For something like the "dance revolution graph" activity - maybe you could take some shortcuts.
idea 1: Have one computer broadcast an intermittent square wave at a given frequency. I understand that the result would lack some high harmonics necessary for a true square wave - but I bet it would be good enough to make the calculation of when the thing starts pretty simple. Certainly less robust than full-spectrum white noise, but probably good enough after an initial calibration against white noise.
idea 2: Have one computer broadcast a continuous square wave, and the other one just count beats (using some reasonable assumptions about possible accelerations to throw away bad data). This would tend to get progressively out-of-sync, but it would be fully real-time. Maybe have an intermittent transient to resync...

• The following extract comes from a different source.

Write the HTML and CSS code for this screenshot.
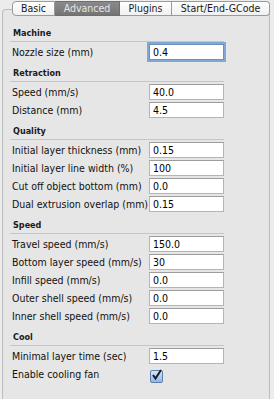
FILE: index.html
```html
<!DOCTYPE html>
<html lang="en">
<head>
    <meta charset="UTF-8">
    <title>Advanced settings</title>
    <link rel="stylesheet" href="styles.css">
</head>
<body>

<div class="tabs">
    <div class="tab tab-basic">Basic</div>
    <div class="tab tab-advanced active">Advanced</div>
    <div class="tab tab-plugins">Plugins</div>
    <div class="tab tab-gcode">Start/End-GCode</div>
</div>

<div class="panel">
    <div class="section-title">Machine</div>
    <div class="row">
        <label>Nozzle size (mm)</label>
        <input type="text" class="focused" value="0.4">
    </div>

    <div class="section-title">Retraction</div>
    <div class="row">
        <label>Speed (mm/s)</label>
        <input type="text" value="40.0">
    </div>
    <div class="row">
        <label>Distance (mm)</label>
        <input type="text" value="4.5">
    </div>

    <div class="section-title">Quality</div>
    <div class="row">
        <label>Initial layer thickness (mm)</label>
        <input type="text" value="0.15">
    </div>
    <div class="row">
        <label>Initial layer line width (%)</label>
        <input type="text" value="100">
    </div>
    <div class="row">
        <label>Cut off object bottom (mm)</label>
        <input type="text" value="0.0">
    </div>
    <div class="row">
        <label>Dual extrusion overlap (mm)</label>
        <input type="text" value="0.15">
    </div>

    <div class="section-title">Speed</div>
    <div class="row">
        <label>Travel speed (mm/s)</label>
        <input type="text" value="150.0">
    </div>
    <div class="row">
        <label>Bottom layer speed (mm/s)</label>
        <input type="text" value="30">
    </div>
    <div class="row">
        <label>Infill speed (mm/s)</label>
        <input type="text" value="0.0">
    </div>
    <div class="row">
        <label>Outer shell speed (mm/s)</label>
        <input type="text" value="0.0">
    </div>
    <div class="row">
        <label>Inner shell speed (mm/s)</label>
        <input type="text" value="0.0">
    </div>

    <div class="section-title">Cool</div>
    <div class="row">
        <label>Minimal layer time (sec)</label>
        <input type="text" value="1.5">
    </div>
    <div class="row">
        <label>Enable cooling fan</label>
        <span class="checkbox">
            <svg width="13" height="13" viewBox="0 0 13 13"><path d="M3 6 L5.5 9.5 L11 1" fill="none" stroke="#1a1a2a" stroke-width="2"/></svg>
        </span>
    </div>
</div>

</body>
</html>
```

FILE: styles.css
```css
body {
    font-family: 'DejaVu Sans Condensed', 'DejaVu Sans', sans-serif;
    font-size: 10.5px;
    color: #000;
    background-color: #ececec;
    margin: 0;
    padding: 1px 2px 0 2px;
    height: 398px;
    overflow: hidden;
}
.tabs {
    display: flex;
    margin-left: 10px;
    height: 15px;
    position: relative;
    z-index: 1;
}
.tab {
    height: 13px;
    line-height: 13px;
    text-align: center;
    border: 1px solid #9a9a9a;
    border-left: none;
    background: linear-gradient(#ffffff, #f0f0f0);
    font-size: 10.5px;
    color: #1a1a1a;
}
.tab-basic {
    width: 41px;
    border-left: 1px solid #9a9a9a;
    border-radius: 4px 0 0 4px;
}
.tab-advanced {
    width: 64px;
}
.tab-plugins {
    width: 51px;
}
.tab-gcode {
    width: 97px;
    border-radius: 0 4px 4px 0;
}
.tab.active {
    background: linear-gradient(#8a8a8a, #747474);
    color: #e6e6e6;
    border-color: #6e6e6e;
}
.panel {
    margin-top: -7px;
    border: 1px solid #bdbdbd;
    border-bottom: none;
    border-radius: 4px 4px 0 0;
    background-color: #e6e6e6;
    width: 268px;
    height: 400px;
    padding: 0 0 0 7px;
    box-sizing: border-box;
}
.section-title {
    width: 214px;
    height: 22px;
    box-sizing: border-box;
    border-bottom: 1px solid #c6c6c6;
    padding: 8px 0 0 3px;
    font-size: 9px;
    font-weight: bold;
    color: #1a1a1a;
}
.section-title:first-child {
    margin-top: 10px;
}
.row {
    display: flex;
    align-items: center;
    height: 16px;
    margin-top: 2px;
}
.row label {
    width: 137px;
    padding-left: 2px;
    white-space: nowrap;
    color: #111;
}
.row input {
    width: 75px;
    height: 16px;
    box-sizing: border-box;
    border: 1px solid #b4b4b4;
    border-top-color: #9c9c9c;
    background: #fff;
    padding: 0 3px;
    font-family: inherit;
    font-size: 10.5px;
    margin: 0;
    outline: none;
}
.row input.focused {
    box-shadow: 0 0 0 2px #7fa8d6;
    border-color: #6f90bf;
}
.checkbox {
    display: block;
    width: 13px;
    height: 13px;
    margin-top: 4px;
    margin-left: 1px;
    box-sizing: border-box;
    border: 1px solid #5d7fa8;
    border-radius: 2px;
    background: linear-gradient(#d6e6f8, #8fb8e6);
    position: relative;
}
.checkbox svg {
    position: absolute;
    left: -1px;
    top: -2px;
}
```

The point is, doing a whole deconvolve or whatever to match a known sound is computationally much heavier than just binning against a known frequency - sine or square, either way it's even easier than an FFT.
I actually imagine that maybe you could find some good algorithms in use in GPS recievers for electromagnetic stuff - the problem is similar.
(I know - everyone can kibbutz, few will code.)
--Homunq 16:46, 5 October 2007 (EDT)
ps. speed of sound depends on altitude as well as temperature. I think that asking people to guess the temperature is more accurate AND educational than just guessing it using time/location.
More ideas
You have 2 speakers. That can pretty much let you determine angle, given a few minor assumptions about a flat world and similar. Maybe you place the laptops on hyperbolas.
The speakers are a known distance from each other. With stereo, you can get the speaker-to-speaker distance. (they share the same start-up lag) From the error, compute temperature.